Let’s Occupy Black Friday
by Kyle Byron
So they’ve finally gone and done it. Shut down Zuccotti Park in New York. Champagne all around for the banksters, political tools of the corporation, and corrupt, violent, armed-to-the-teeth cops across this fine nation of ours. Here’s to you—I heap upon you all the scorn of all the millions of people around the world collectively fed up with your collective shit.
Now we can get back to the real business of the season—mindless over-consumption! AmIright? Or at least that’s what they want you to do. They want you to pack up your tent and your crazy ideas about how government should benefit the people (and be run by them) instead of by and for the American Corporation. Then they want you to think about what you’ve done—time for a little religious-style guilt trip. Parade out the fools and misfits in front of Matt Lauer and turn them into the imagined “spokespeople” of the movement. Make us all cringe a little inside with previews of a new Michael Moore documentary about the movement. Get back on CNBC about consumption as the engine of the economy. Cue the holiday music in every 7-Eleven and stack up the Charlie Brown Christmas decorations at Home Depot. Quick, start running those f’ing Lexus-with-a-giant-red-bow-on-top-in-the-snowy-driveway-of-Middle-America ads. During Dancing with the Stars. What was that again about Occupy? It sure was funny when that fat TV bitch fell on the dance floor and now I’m sleepy …
So here we are in a world where corporations = people, and money = speech. We’re all pretty sick of this world at this point, dontcha think? So how about a plan to cause some serious disruption in the machine?
Here’s what we’re gonna do: pick a major retailer. Doesn’t really matter much which one we pick. Once we’ve established the Best Target, we schedule a countrywide occupation. But this one will be a little different. Don’t need no tents or libraries of reference books. On Black Friday, we assemble in front of the stores. One of the major electronics stores has over 1,000 storefronts around the country. If we can occupy most of them with a few hundred people, we can make a difference. Now what are we talking about here?

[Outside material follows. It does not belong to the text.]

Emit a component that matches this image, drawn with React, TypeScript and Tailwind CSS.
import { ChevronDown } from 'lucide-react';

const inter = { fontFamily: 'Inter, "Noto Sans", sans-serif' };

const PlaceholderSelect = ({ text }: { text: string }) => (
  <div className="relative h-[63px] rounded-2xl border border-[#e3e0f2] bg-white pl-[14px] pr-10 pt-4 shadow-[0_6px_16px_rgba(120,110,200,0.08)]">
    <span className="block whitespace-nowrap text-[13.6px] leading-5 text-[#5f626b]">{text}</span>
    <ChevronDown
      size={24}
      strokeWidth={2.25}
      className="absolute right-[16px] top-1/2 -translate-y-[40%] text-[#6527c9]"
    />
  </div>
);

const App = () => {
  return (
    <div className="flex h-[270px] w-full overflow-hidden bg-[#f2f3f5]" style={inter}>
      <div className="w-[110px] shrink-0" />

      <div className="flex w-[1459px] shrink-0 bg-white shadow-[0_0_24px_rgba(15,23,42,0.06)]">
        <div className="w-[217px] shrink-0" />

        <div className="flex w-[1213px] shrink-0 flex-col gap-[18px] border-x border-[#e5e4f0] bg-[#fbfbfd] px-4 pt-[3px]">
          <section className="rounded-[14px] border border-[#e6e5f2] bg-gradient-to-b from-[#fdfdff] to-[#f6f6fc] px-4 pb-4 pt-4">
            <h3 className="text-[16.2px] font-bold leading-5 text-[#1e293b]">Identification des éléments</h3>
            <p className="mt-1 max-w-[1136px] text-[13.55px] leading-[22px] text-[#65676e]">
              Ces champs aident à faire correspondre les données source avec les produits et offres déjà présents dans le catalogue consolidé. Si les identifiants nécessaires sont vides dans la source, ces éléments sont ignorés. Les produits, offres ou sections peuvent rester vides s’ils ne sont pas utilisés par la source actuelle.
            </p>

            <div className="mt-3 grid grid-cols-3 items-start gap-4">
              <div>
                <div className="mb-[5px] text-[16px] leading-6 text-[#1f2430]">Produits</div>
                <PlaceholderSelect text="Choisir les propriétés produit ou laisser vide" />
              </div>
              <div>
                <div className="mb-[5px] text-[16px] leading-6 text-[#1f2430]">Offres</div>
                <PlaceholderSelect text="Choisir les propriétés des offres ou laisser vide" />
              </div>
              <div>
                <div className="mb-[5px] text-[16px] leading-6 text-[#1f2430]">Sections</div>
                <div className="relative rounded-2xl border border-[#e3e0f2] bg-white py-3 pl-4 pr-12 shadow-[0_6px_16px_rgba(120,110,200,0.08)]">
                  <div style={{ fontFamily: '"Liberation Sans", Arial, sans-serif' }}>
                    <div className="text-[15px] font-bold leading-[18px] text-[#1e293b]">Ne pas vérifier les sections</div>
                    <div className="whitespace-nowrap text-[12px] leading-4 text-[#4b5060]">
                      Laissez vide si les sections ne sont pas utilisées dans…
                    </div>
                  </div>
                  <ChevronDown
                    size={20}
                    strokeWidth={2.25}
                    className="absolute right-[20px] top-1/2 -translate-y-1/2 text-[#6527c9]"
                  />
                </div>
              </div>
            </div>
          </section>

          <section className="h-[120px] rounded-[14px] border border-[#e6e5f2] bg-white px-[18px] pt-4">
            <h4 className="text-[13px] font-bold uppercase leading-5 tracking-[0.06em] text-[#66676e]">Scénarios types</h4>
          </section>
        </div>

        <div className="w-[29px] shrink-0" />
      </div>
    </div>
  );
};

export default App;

Twenty or so people start with a little picket line. Pictures of tents on the signs if you like. Symbolism, people! Seems innocuous enough, but media coverage builds as people start to realize it’s ALL over the country. Then the real action: several hundred people show up at each store, flooding it with normal-looking, seemingly eager-to-buy customers. The picketers outside can quietly start recruiting interested actual shoppers. Convert them to the cause in real time. No shouting or protestations to draw the eye of local law enforcement. Each person peruses the aisles for a little while, then grabs a CD or digital camera. Throughout the day they walk to the checkout line and wait, just like everybody else.

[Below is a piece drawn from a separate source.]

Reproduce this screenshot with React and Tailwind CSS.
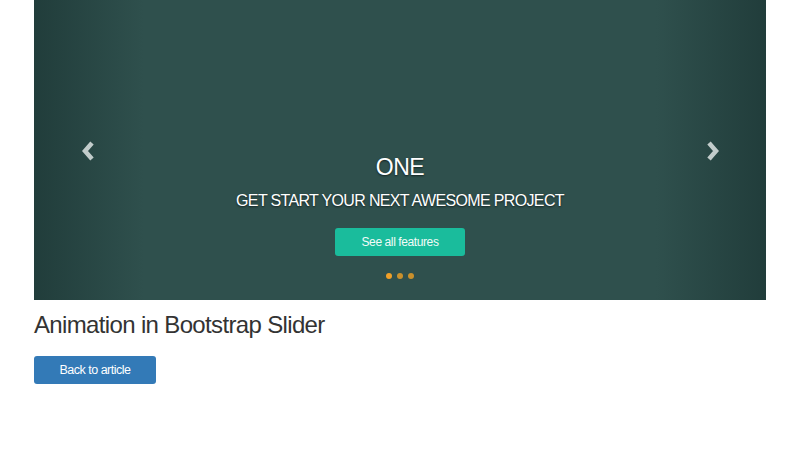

Then, as each protester makes it to the cash register, they happily hand over their recently-cancelled ATM card from whichever major bank they’ve moved their money from. Or grab an old, expired credit card from that desk drawer and use it. Feigned puzzlement as the cashier tries and fails to ring them up. Then just a little hemming and hawing, trying to understand what’s happening. Then they place their not-purchased item on the counter and walk out. The next protester walks up to the register—and the cycle continues. As lines slow and back up around the country, media coverage starts to shift from the picketers outside to the larger story—major retailer targeted in massive shutdown attempt. No spokespeople for the movement are available for comment. Attempts to communicate with the non-participating protest buyers are met with silent smiles, waves, and peace signs wiggling in the face of Greta Van Susteren.
The beauty of this “occupation” is that it is completely invisible. No tents to break down, no wall of protesters shouting at the police to billy-club (oh, I’m sorry, “nudge”—fuck you, NBC) into compliance.
I bet even a minor drop in Black Friday sales would put a chill in the heart of any retailer CEO. It’s a bit cynical to imagine, but at this point even a small victory would be pleasant news. We’re under no illusion that Glass-Steagall will be re-implemented anytime soon (even though it should be—ha ha, who am I kidding with this stuff is the question I ask in the middle of the night sometimes these days). But perhaps, perhaps he might issue a statement. At the very least, it would be funny. Imagine this rich bastard pleading with the masses to BUY MORE SHIT! I’m all about the entertainment value here folks.
Anonymous Cyber Monday Follow-up
And it would be swell if Anonymous could get involved after our little song and dance is all over and done with. Shut down the same retailer’s website. Crash it down during the company’s most lucrative online shopping day, Cyber Monday. Even just for a few hours. But again, as with all things requested of Anonymous, you guys rock, I love you man, and no worries. I do NOT want to mess with you or any plans you may have. Lotsa love and I’m tapping my chest in that way people do with the hand signs and all that.
So that’s it—that’s the plan. What do you think? Shall we take down American retail this Christmas?